3. The gear shift assembly according to claim 1,

wherein the crosspiece (8) remains essentially at rest when the gear shift lever (2) is pivoted about the gear selection axle.

4. The gear shift assembly according to claim 1, wherein the gear shift lever (2) is guided in a direction of the gear shift motion in the crosspiece (8) without clearance by a sliding block (13) arranged on the lower free end of the gear shift lever (2) and offset from the gear shift axle.

5. The gear shift assembly according to claim 4, wherein the sliding block (13) includes a roller (15) which enables the gear switch lever (2) to pivot so as to execute the gear selection motion on a path defined by the crosspiece (8), and whereby the crosspiece (8) remains essentially at rest.

6. The gear shift assembly according to claim 5, wherein the gear shift characteristic is determined by a shape of a gate (16) of the crosspiece (8) in the region of the bearing surface of the roller (15).
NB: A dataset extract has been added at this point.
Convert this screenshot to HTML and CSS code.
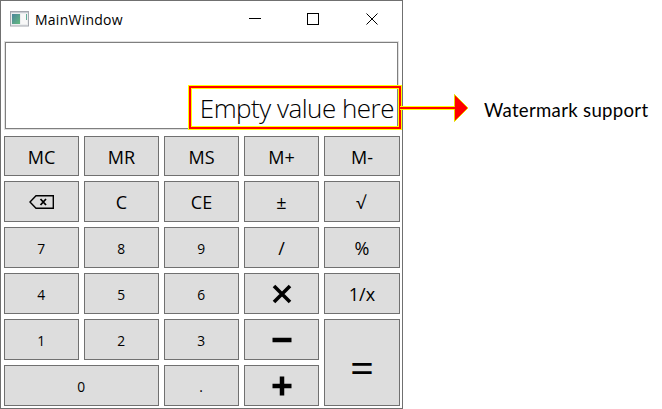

7. The gear shift assembly according to claim 6, wherein the bearing surface of the roller (15) of the gate (16) of the crosspiece (8) is formed so that a limit stop prevents an unintentional engagement of the reverse gear.

8. The gear shift assembly according to claim 1, wherein the gear shift lever (2) includes a gear shift finger (4) which is pivotally supported in a bearing of a gear selection level (5) and operates a gear selection cable pull via the gear selection lever (5) when the gear shift level (2) is pivoted.

9. The gear shift assembly according to claim 8, wherein a bearing shell (19) supporting the gear shift finger (4) of the gear switch lever (2) in the gear selection lever (5) can perform small excursions in a motion gap (18) for height compensation when the gear shift lever (2) is pivoted in the direction of the gear selection motion.

10. The gear shift assembly according to claim 9, wherein the gear selection lever (5) includes a motion clearance window (20) which enables a motion of the bearing shell (19) in the gear selection lever (5) according to the circular path defined by the gear shift finger (4) of the gear shift lever (2) during shifting in an outer gear shift gate.